Judging by what they say there families are not the only ones who support them.
Certain that the majority of citizens from the city of Viseu agree with them, they insist they have the support of the police.

"They are tired of knowing what we are up to. We were identified many times, they've searched our cars… some of them tell us that they can do nothing about it (the cruising behaviour off the IP5), we can and do.”

Convinced of the mandate, Maria's boyfriend makes it clear: "We have the right and the power to act in the place of the police.” One of her friends laughs "there are so many people we have got to, the police have no idea how many.

These 'people' include the man in the center of all the media coverage, his witnesses and whoever supports him. All those present aren’t worrying about the upcoming trial. "It will all come to nothing. It's our word against theirs. And if he knows how to lie, so do we.” The worst, they regret, “was that we didn't beat him up.” As they do to all who resist them. “If they turn on us, we beat them up.”

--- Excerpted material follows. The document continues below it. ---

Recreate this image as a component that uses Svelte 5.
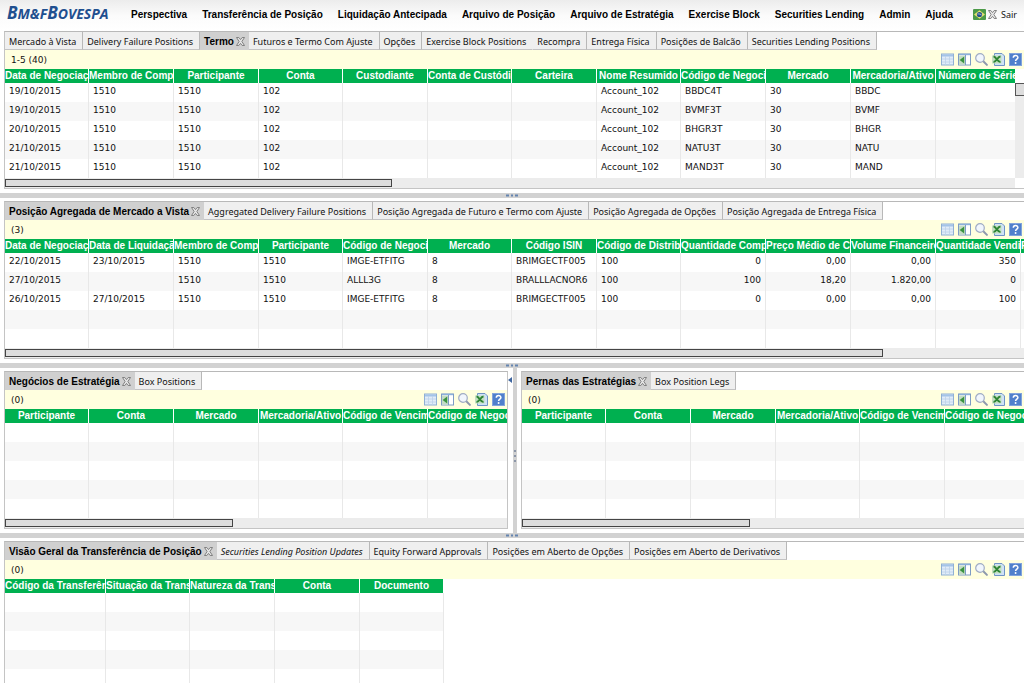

Encouraged by the tale, they tell more stories. The favorite one, because of the moral, is the one about the middle-aged man “who we made undress and walk around naked, from one side of the IP5 park to the other.” At the end of the lesson, when they gave him his clothes back 'he thanked us. Said that he had a wife and children and that what he came there to do was shameful'. The eyes of the justice keepers shine brighter in triumph. “He said we should do the same to all. You see?”